Remarkably, a few hours before Wilt’s 100 point game, a young reporter named Bill Conlin reported in the Bulletin that Temple’s coach Harry Litwack (left) is predicting higher goals in the next few years.”It is my personal feeling that the baskets will be raised…in the next 2 or 3 years,” Litwack said. “The average college player of 6’3″ or 6’4″ can stuff the ball with little trouble.” In fact, Penn coach Jack McCloskey had his team practice on 11 1/2 foot rims on Tuesday, saying that the practice was “enlightening, but inconclusive…The biggest need in the game today,” said McCloskey, “is to take away the advantage the unskillfull big man has over the skilled smaller player.”
Needless to say, McCloskey was not referring to Wilt, who is as skilled as anyone in the sport. Of course, his height didn’t hurt him on this night, when Knicks were playing without starting center Phil Jordan, who was out with the flu*. Neither did his free throw shooting.
“I wasn’t thinking of hitting 100,” said Chamberlain, “But after putting in nine straight free throws I was thinking about a foul shooting record.”
Well, he set a couple of those too, making 28 out of 32, both records that I suspect will still be held many years from now.**
His shooting from the field was good but not great (he finished 36 for 63). Needless to say, once his teammates and the crowd realized that 100 was a possibility, he touched the ball almost every time down the court. The Knicks, desperate to not give up 100, tried to freeze the clock by dribbling in circles. Warriors coach Frank McGuire countered that by having his players foul the Knicks. As the great Paul Arizin of the Warriors said after the game, “If anyone walked into the arena (then), they would think they were winning and we were losing.”
Indeed, the Warriors kept frantically feeding Wilt, and he kept hitting short layins over poor 6’8″ Cleveland Buckner, who was left to guard him after Darrell Imhoff, who was filling in for Jordan, fouled out. Wilt hit a couple of impressive fadeaways while in the 90s, then with 98 points and less than a minute remaining, he gathered in a short pass from Joe Ruklick (below, with Wilt), spun and dropped a short shot softly into the basket. He had 100! The crowd, which had been chanting “Pass to Wilt, Pass to Wilt!” throughout the 4th quarter, rushed the court. Eventually it was cleared, and the game resumed, with Wilt standing off to the side. He attempted no more shots, but it was no surprise that he stayed in the game. After all, he’s only missed 8 minutes all season, and is averaging more than 48 minutes per game!
After the game, Wilt was visibly excited about the new record. “It’s really something.

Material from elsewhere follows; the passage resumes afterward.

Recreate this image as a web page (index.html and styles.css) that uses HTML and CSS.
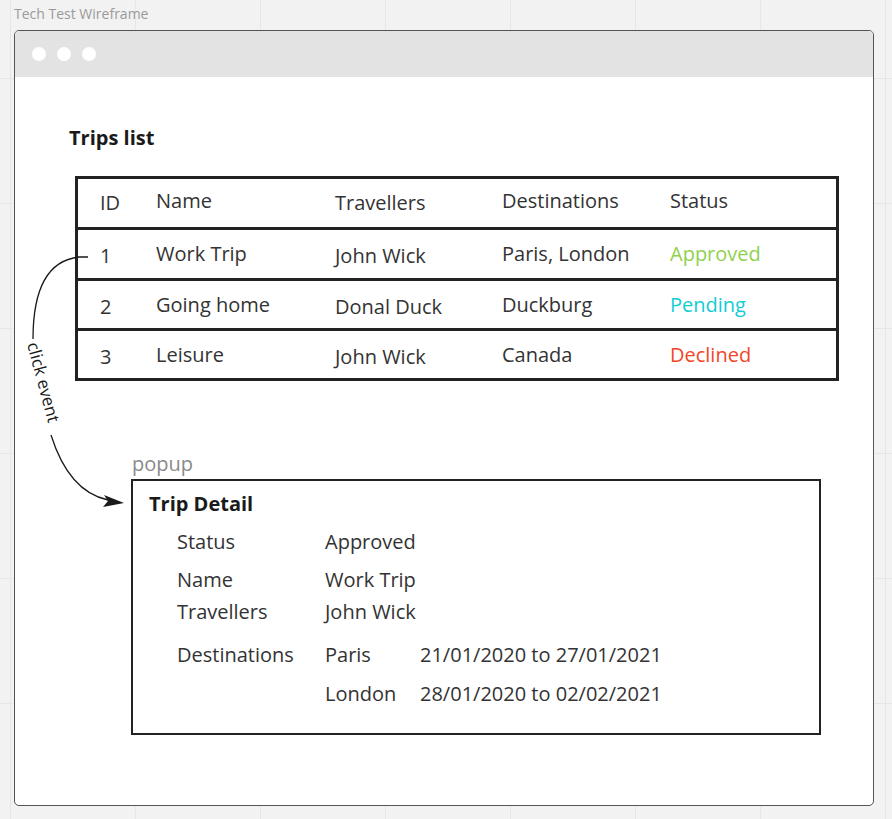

I sure do feel different. Triple figures. Wow!” His teammates were ecstatic as well. Arizin said, “I never thought I would see it happen when I broke into this league, but when Wilt came along I knew he’d do it someday. It’s a fantastic thing. I’m very happy for him.”
In the Inquirer today, there was a story about Ted Williams being asked if anyone would ever hit .400 again, considered the benchmark in all of baseball. “Sure, there are going to be more .400 hitters,” said Williams. That remains to be seen, but it is worth noting that the 100 point game will almost certainly become a similar benchmark in basketball, and one has to wonder which record will be broken first, the .400 season or the 100 point game. Asked if anyone would break his record after last night’s game, Wilt slyly answered, “I’d hate to try to break it myself.”
IN OTHER SPORTS NEWS: -The All Catholic League Team and All Public League teams released their All-Stars today. Among the All Catholics was Matt Goukas of St. Joe’s, and the All Public League included All Stars Earl “The Pearl” Monroe of Bartram and Fred Carter of Franklin.
-Robin Roberts has begun training camp for the first time in his career with a new team…the New York Yankees. Roberts, the greatest pitcher in Phils history, struggled to a 1-10 season last year with a 5.85 ERA, and was in need of a fresh start. “It’s great to be…a Yankee,” said Roberts. “This is a new world.”***
-The 1964 election is still two years away, but there is a name quickly gaining traction in Republican circles. That is George Romney, who after a successful stint as head of the American Motors Corporation has decided to run for governor of Michigan. Remarkable that a man with no political experience is already considered a frontrunner for the 1964 nomination.****
-Four Philadelphia police sergeants are being trained to use a new device called the “Breathalyzer”, which can be used to determine the amount of alcohol a driver has had.
And before we go, a word from our sponsors, the Trocadero Burlesk Theatre. Without their support, none of this would be possible.The tantalizing tassel twirler Stormy is performing tonight. Don’t think I want to miss that one! I’ll see ya at the 9:55 show!
*Imhoff revealed in that Sportsweek piece that Jordan actually missed the game with a hangover, not the flu. How incredible is that? If Phil Jordan doesn’t get wasted the night before the game, the Knick have their starting center, and it’s almost certain that Wilt doesn’t score 100.
**Adrian Dantley would tie Wilt’s record with 28 made in a game in 1984. Dwight Howard currently has the record for most free throws attempted with 39, which he set in January (He made 21).
***Roberts would never pitch a game for the Yankees before being traded to the Orioles in May. He would indeed find new life in Baltimore, going 10-9 with a 2.78 ERA that season and winning 42 games total with the O’s before ending his career in Houston.
****His son Willard Mitt turned 15 ten days after Wilt’s 100 point game.